I often use the find
command to search through source code, delete files, whatever. Annoyingly, because Subversion stores duplicates of each file in its .svn/text-base/
directories my simple searches end up getting lots of duplicate results. For example, I want to recursively search for uint
in multiple messages.h
and messages.cpp
files:
# find -name 'messages.*' -exec grep -Iw uint {} +
./messages.cpp: Log::verbose << "Discarding out of date message: id " << uint(olderMessage.id)

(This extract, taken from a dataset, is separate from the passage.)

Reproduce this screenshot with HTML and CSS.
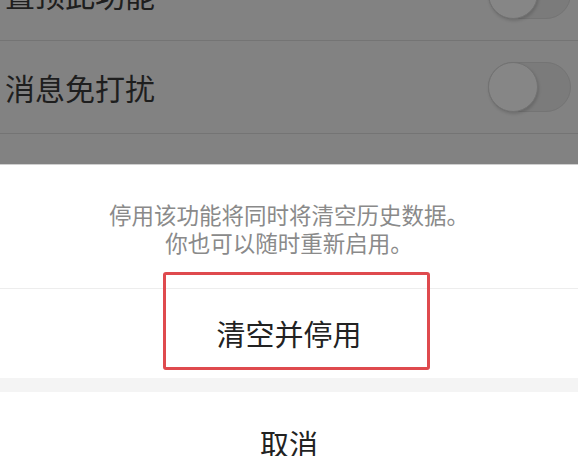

./messages.cpp: Log::verbose << "Added to send queue: " << *message << ": id " << uint(preparedMessage->id)
./messages.cpp: Log::error << "Received message with invalid SHA-1 hash: id " << uint(incomingMessage.id)
./messages.cpp: Log::verbose << "Received " << *message << ": id " << uint(incomingMessage.id)
./messages.cpp: Log::verbose << "Sent message: id " << uint(preparedMessage->id)
./messages.cpp: Log::verbose << "Discarding unsent message: id " << uint(preparedMessage->id)
./messages.cpp: for (uint i = 0; i < 10 && !_stopThreads; ++i) {
./.svn/text-base/messages.cpp.svn-base: Log::verbose << "Discarding out of date message: id " << uint(olderMessage.id)
./.svn/text-base/messages.cpp.svn-base: Log::verbose << "Added to send queue: " << *message << ": id " << uint(preparedMessage->id)
./.svn/text-base/messages.cpp.svn-base: Log::error << "Received message with invalid SHA-1 hash: id " << uint(incomingMessage.id)
./.svn/text-base/messages.cpp.svn-base: Log::verbose << "Received " << *message << ": id " << uint(incomingMessage.id)
./.svn/text-base/messages.cpp.svn-base: Log::verbose << "Sent message: id " << uint(preparedMessage->id)
./.svn/text-base/messages.cpp.svn-base: Log::verbose << "Discarding unsent message: id " << uint(preparedMessage->id)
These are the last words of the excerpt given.